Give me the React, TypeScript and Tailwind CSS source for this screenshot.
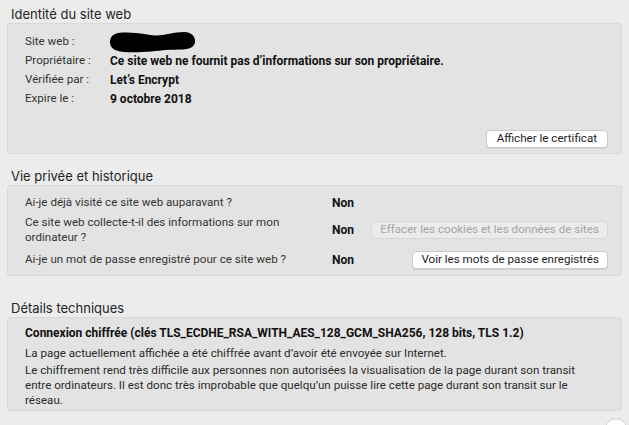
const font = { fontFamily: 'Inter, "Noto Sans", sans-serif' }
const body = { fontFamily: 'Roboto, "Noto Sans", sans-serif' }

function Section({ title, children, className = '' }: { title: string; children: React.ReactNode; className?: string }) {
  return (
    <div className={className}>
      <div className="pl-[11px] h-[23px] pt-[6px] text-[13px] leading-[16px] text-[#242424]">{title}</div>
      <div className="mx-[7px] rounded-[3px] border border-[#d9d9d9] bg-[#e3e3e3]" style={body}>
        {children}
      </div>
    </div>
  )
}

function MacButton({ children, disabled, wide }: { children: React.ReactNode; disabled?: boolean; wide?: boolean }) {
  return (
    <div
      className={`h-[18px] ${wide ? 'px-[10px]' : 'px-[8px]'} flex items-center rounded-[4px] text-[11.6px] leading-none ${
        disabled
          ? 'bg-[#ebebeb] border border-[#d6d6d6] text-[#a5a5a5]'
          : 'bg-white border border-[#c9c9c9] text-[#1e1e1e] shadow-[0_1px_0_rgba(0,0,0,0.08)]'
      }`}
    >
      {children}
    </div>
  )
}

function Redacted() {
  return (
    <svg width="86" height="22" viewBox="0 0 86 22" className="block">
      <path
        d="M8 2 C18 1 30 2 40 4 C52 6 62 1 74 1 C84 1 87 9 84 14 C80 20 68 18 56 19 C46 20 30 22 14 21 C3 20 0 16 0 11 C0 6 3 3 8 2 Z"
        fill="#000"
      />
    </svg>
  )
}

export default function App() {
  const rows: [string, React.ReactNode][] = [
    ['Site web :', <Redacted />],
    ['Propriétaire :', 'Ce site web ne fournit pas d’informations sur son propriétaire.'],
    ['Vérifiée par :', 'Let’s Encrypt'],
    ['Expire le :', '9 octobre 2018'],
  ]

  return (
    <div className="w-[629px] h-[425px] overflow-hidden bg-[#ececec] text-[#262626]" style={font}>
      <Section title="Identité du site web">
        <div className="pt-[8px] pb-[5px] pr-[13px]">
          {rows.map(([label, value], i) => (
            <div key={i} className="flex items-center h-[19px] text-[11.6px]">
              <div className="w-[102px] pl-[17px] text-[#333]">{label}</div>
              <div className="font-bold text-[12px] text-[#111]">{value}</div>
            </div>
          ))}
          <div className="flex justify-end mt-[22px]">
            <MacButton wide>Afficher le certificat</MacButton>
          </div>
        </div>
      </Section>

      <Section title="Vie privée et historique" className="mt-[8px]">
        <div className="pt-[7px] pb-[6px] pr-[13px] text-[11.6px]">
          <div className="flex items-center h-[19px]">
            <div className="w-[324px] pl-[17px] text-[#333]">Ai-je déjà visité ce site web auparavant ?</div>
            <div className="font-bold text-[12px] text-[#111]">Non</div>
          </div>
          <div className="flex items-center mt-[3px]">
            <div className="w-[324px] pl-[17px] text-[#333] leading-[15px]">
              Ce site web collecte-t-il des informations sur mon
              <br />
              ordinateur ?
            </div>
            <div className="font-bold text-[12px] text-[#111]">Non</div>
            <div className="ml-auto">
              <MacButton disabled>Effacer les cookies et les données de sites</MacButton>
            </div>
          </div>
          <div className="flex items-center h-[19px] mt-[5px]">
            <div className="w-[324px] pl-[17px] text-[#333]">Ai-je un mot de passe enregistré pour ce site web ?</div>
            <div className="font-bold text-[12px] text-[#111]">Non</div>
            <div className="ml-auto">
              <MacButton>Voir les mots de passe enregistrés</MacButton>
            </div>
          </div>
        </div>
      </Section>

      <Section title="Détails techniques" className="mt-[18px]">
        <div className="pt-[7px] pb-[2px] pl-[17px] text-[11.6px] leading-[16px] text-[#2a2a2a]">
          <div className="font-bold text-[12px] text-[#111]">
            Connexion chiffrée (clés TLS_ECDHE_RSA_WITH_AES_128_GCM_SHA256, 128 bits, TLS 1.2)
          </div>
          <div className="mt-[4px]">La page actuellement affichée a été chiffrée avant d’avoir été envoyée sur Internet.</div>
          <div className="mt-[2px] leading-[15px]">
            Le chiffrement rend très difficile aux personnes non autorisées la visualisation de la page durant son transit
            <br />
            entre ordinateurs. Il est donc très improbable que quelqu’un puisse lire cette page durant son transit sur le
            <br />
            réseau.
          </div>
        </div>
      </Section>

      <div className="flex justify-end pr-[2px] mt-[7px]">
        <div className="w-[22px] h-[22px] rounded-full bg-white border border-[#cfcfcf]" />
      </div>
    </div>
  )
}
▬▬▬
Transcribe the material as is, with images omitted.

Give me the React, TypeScript and Tailwind CSS source for this screenshot.
const font = { fontFamily: 'Inter, "Noto Sans", sans-serif' }
const body = { fontFamily: 'Roboto, "Noto Sans", sans-serif' }

function Section({ title, children, className = '' }: { title: string; children: React.ReactNode; className?: string }) {
  return (
    <div className={className}>
      <div className="pl-[11px] h-[23px] pt-[6px] text-[13px] leading-[16px] text-[#242424]">{title}</div>
      <div className="mx-[7px] rounded-[3px] border border-[#d9d9d9] bg-[#e3e3e3]" style={body}>
        {children}
      </div>
    </div>
  )
}

function MacButton({ children, disabled, wide }: { children: React.ReactNode; disabled?: boolean; wide?: boolean }) {
  return (
    <div
      className={`h-[18px] ${wide ? 'px-[10px]' : 'px-[8px]'} flex items-center rounded-[4px] text-[11.6px] leading-none ${
        disabled
          ? 'bg-[#ebebeb] border border-[#d6d6d6] text-[#a5a5a5]'
          : 'bg-white border border-[#c9c9c9] text-[#1e1e1e] shadow-[0_1px_0_rgba(0,0,0,0.08)]'
      }`}
    >
      {children}
    </div>
  )
}

function Redacted() {
  return (
    <svg width="86" height="22" viewBox="0 0 86 22" className="block">
      <path
        d="M8 2 C18 1 30 2 40 4 C52 6 62 1 74 1 C84 1 87 9 84 14 C80 20 68 18 56 19 C46 20 30 22 14 21 C3 20 0 16 0 11 C0 6 3 3 8 2 Z"
        fill="#000"
      />
    </svg>
  )
}

export default function App() {
  const rows: [string, React.ReactNode][] = [
    ['Site web :', <Redacted />],
    ['Propriétaire :', 'Ce site web ne fournit pas d’informations sur son propriétaire.'],
    ['Vérifiée par :', 'Let’s Encrypt'],
    ['Expire le :', '9 octobre 2018'],
  ]

  return (
    <div className="w-[629px] h-[425px] overflow-hidden bg-[#ececec] text-[#262626]" style={font}>
      <Section title="Identité du site web">
        <div className="pt-[8px] pb-[5px] pr-[13px]">
          {rows.map(([label, value], i) => (
            <div key={i} className="flex items-center h-[19px] text-[11.6px]">
              <div className="w-[102px] pl-[17px] text-[#333]">{label}</div>
              <div className="font-bold text-[12px] text-[#111]">{value}</div>
            </div>
          ))}
          <div className="flex justify-end mt-[22px]">
            <MacButton wide>Afficher le certificat</MacButton>
          </div>
        </div>
      </Section>

      <Section title="Vie privée et historique" className="mt-[8px]">
        <div className="pt-[7px] pb-[6px] pr-[13px] text-[11.6px]">
          <div className="flex items-center h-[19px]">
            <div className="w-[324px] pl-[17px] text-[#333]">Ai-je déjà visité ce site web auparavant ?</div>
            <div className="font-bold text-[12px] text-[#111]">Non</div>
          </div>
          <div className="flex items-center mt-[3px]">
            <div className="w-[324px] pl-[17px] text-[#333] leading-[15px]">
              Ce site web collecte-t-il des informations sur mon
              <br />
              ordinateur ?
            </div>
            <div className="font-bold text-[12px] text-[#111]">Non</div>
            <div className="ml-auto">
              <MacButton disabled>Effacer les cookies et les données de sites</MacButton>
            </div>
          </div>
          <div className="flex items-center h-[19px] mt-[5px]">
            <div className="w-[324px] pl-[17px] text-[#333]">Ai-je un mot de passe enregistré pour ce site web ?</div>
            <div className="font-bold text-[12px] text-[#111]">Non</div>
            <div className="ml-auto">
              <MacButton>Voir les mots de passe enregistrés</MacButton>
            </div>
          </div>
        </div>
      </Section>

      <Section title="Détails techniques" className="mt-[18px]">
        <div className="pt-[7px] pb-[2px] pl-[17px] text-[11.6px] leading-[16px] text-[#2a2a2a]">
          <div className="font-bold text-[12px] text-[#111]">
            Connexion chiffrée (clés TLS_ECDHE_RSA_WITH_AES_128_GCM_SHA256, 128 bits, TLS 1.2)
          </div>
          <div className="mt-[4px]">La page actuellement affichée a été chiffrée avant d’avoir été envoyée sur Internet.</div>
          <div className="mt-[2px] leading-[15px]">
            Le chiffrement rend très difficile aux personnes non autorisées la visualisation de la page durant son transit
            <br />
            entre ordinateurs. Il est donc très improbable que quelqu’un puisse lire cette page durant son transit sur le
            <br />
            réseau.
          </div>
        </div>
      </Section>

      <div className="flex justify-end pr-[2px] mt-[7px]">
        <div className="w-[22px] h-[22px] rounded-full bg-white border border-[#cfcfcf]" />
      </div>
    </div>
  )
}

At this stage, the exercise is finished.